Numb to the Rumors

Earlier in the month we wrote about the “August doldrums”- the sense that this month the markets have been, well, boring. Even taking into account the historically low activity in August, the lack of volume has been surprising. We aren’t the only ones to notice. But even the low volume doesn’t fully capture what we’re witnessing – the markets just aren’t going anywhere. The S&P 500 has been remarkably range bound, reflected by the lowest average daily true range of 2012:

S&P 500 E-mini Front-Month Futures Contract

*Through August 29. Disclaimer: past performance is not necessarily indicative of future results.

This August has been dull by historical standards, but it has seemed even starker in a year dominated by headline-driven ups and downs. The risk on/risk off trading environment of 2011 has followed us into 2012 – and when market correlations are high, the choice for investors increasingly boils down to “in or out?” And the answer for many this August, it seems, is “out.”

Neither the bulls nor the bears seem to have much conviction – and investors are content to sit on the sidelines for the most hated rally in recent memory. So what is everyone waiting for? Jackson Hole? The Troika report? The fiscal cliff? Rampant speculation about looming, potentially huge macro-economic bombs led to huge swings in the market earlier this year… but now all it musters is crickets.

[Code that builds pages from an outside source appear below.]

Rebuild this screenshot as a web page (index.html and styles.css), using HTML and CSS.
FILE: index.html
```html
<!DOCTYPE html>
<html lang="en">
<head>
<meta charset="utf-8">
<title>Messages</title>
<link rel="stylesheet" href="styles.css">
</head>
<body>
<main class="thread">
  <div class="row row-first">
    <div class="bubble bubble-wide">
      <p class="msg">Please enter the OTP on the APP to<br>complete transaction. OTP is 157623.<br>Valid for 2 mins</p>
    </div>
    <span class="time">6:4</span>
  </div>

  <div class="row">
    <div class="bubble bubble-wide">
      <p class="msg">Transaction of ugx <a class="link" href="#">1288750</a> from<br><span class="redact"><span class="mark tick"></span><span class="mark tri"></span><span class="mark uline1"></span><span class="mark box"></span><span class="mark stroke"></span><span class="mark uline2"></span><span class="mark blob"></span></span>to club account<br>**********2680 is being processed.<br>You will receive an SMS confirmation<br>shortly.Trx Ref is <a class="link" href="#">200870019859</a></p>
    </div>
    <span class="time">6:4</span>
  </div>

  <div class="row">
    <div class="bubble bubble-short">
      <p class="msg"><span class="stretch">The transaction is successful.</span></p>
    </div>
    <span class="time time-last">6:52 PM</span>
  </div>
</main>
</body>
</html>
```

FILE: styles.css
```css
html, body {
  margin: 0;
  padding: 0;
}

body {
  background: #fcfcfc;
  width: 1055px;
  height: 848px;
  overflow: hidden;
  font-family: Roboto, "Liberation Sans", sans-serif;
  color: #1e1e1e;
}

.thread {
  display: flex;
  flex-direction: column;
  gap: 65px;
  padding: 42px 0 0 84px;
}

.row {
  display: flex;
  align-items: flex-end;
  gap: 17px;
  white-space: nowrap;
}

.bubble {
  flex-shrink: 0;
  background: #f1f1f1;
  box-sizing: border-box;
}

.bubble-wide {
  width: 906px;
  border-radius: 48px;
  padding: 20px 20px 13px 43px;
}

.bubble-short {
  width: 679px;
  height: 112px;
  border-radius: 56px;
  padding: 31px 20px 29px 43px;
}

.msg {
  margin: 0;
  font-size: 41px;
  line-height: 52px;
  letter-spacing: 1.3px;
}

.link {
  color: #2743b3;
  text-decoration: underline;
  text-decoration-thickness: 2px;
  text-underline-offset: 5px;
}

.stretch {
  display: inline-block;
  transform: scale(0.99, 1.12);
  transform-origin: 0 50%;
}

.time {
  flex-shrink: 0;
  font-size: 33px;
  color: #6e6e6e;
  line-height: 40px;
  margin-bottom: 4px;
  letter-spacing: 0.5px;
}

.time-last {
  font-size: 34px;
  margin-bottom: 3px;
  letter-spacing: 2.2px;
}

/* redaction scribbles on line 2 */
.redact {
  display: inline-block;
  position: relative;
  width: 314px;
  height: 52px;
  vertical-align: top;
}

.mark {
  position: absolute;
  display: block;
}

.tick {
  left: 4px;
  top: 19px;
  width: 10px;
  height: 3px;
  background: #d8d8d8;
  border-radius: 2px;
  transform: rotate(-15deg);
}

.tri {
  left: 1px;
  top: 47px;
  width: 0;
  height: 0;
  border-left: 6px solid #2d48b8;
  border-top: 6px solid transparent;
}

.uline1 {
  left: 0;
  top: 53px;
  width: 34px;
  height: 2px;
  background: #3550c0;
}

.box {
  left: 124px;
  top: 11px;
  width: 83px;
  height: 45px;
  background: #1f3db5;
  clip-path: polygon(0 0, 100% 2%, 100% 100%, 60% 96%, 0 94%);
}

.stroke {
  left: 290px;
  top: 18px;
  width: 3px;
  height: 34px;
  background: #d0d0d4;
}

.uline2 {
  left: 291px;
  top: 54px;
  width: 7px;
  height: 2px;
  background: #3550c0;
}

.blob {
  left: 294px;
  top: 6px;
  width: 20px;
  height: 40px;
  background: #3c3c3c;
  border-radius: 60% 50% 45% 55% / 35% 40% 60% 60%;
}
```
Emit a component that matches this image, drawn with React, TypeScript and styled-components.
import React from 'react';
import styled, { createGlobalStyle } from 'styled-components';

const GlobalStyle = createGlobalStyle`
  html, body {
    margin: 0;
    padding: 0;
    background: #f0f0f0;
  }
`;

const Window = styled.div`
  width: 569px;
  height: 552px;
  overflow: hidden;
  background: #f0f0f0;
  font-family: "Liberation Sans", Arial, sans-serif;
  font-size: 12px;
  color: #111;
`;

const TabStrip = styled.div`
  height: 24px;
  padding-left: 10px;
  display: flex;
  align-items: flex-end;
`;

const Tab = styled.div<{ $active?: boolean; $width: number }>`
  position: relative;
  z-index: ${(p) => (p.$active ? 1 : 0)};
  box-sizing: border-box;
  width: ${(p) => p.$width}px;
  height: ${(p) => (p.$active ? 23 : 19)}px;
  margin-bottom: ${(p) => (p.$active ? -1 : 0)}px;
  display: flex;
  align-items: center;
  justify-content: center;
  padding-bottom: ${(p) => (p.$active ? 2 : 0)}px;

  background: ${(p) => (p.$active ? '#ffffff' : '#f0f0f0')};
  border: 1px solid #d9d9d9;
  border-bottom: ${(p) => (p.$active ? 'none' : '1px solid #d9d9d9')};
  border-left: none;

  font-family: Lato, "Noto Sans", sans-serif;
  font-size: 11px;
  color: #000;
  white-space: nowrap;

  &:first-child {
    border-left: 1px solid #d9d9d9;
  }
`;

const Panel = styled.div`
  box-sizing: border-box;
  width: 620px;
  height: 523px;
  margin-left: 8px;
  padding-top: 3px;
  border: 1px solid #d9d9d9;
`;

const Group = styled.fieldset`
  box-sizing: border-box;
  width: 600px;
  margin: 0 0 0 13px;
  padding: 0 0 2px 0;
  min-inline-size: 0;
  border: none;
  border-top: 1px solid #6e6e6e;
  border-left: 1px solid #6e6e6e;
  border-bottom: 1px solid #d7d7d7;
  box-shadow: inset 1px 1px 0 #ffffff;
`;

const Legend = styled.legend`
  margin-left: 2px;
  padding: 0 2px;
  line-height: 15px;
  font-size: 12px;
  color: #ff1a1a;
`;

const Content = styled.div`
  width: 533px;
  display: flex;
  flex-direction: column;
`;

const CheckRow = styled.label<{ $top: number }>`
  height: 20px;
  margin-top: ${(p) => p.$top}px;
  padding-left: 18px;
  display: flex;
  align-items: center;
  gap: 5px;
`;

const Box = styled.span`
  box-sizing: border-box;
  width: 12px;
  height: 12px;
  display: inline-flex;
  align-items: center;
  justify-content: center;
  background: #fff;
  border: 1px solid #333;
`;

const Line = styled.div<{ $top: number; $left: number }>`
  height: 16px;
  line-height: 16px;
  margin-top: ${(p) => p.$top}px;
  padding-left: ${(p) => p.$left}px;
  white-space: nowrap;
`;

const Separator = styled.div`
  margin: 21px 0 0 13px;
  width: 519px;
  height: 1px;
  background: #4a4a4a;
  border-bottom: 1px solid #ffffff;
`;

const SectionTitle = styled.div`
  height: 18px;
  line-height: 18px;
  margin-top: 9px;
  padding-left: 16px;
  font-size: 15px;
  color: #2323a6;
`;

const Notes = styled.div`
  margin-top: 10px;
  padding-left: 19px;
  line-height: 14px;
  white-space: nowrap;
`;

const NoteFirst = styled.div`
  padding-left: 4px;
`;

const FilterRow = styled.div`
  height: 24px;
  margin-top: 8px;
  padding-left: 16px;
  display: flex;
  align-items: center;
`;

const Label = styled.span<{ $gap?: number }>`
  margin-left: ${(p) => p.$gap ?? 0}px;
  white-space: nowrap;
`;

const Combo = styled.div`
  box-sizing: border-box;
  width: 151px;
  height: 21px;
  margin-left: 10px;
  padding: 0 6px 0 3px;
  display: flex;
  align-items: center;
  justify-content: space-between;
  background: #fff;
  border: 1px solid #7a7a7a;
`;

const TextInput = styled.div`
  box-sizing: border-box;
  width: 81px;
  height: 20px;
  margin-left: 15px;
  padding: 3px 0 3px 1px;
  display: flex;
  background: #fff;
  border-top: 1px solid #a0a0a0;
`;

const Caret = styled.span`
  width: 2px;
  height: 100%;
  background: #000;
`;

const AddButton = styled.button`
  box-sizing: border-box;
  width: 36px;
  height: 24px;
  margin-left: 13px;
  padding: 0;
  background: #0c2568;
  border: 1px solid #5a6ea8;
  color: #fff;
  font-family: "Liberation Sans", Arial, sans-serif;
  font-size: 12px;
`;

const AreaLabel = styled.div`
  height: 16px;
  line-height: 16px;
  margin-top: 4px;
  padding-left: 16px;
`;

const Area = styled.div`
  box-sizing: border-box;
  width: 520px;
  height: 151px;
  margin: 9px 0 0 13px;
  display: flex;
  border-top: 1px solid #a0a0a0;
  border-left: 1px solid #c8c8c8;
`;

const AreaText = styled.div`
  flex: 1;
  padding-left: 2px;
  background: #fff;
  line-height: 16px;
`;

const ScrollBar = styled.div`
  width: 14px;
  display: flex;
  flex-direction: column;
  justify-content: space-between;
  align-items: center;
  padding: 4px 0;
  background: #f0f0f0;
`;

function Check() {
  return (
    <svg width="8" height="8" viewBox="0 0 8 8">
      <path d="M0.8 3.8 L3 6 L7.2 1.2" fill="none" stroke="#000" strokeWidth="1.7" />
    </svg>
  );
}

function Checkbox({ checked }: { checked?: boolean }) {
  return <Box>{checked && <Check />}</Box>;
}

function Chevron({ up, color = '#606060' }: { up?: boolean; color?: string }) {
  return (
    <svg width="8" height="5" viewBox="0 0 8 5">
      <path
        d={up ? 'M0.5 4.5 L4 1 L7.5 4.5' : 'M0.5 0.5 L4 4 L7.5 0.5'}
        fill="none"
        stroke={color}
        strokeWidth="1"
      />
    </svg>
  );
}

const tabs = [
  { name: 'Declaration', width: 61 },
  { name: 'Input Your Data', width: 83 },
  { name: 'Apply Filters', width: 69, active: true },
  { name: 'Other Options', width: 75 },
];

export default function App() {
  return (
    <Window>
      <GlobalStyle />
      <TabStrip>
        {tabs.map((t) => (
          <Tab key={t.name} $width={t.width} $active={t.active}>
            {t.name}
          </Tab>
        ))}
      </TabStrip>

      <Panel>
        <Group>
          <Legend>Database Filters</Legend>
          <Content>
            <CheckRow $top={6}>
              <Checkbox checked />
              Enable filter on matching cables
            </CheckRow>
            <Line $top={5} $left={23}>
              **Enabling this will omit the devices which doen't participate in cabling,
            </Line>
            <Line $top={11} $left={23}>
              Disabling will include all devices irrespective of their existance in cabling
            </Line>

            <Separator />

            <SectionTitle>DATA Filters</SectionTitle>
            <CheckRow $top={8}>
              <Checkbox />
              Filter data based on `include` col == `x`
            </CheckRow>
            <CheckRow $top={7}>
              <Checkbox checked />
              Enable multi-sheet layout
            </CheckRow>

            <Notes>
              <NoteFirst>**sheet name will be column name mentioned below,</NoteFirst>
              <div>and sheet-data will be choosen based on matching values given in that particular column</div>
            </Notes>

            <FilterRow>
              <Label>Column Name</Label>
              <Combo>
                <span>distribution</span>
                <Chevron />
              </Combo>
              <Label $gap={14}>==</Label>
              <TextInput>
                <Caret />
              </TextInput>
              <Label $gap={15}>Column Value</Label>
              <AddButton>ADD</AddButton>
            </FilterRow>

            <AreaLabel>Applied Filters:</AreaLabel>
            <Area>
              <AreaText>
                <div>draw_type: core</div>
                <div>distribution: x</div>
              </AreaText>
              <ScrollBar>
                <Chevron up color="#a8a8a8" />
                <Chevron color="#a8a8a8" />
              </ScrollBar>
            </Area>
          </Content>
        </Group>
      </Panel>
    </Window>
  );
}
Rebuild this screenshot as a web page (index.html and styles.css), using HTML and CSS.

In our view, the last year of the risk on/risk off see-saw has fostered a sense of weariness. Rumors and speculation can only swing the market so many times in a given period of time before those rumors start to lose their effect. Whether this is all to the good or not remains to be seen – we may still see extreme risk on/risk off swings once we get a concrete sense of what’s happening with QE3, the future of the Euro, or the fiscal cliff. But maybe, just maybe, the markets will stop swinging wildly on the rumors, and wait… to swing wildly on the facts.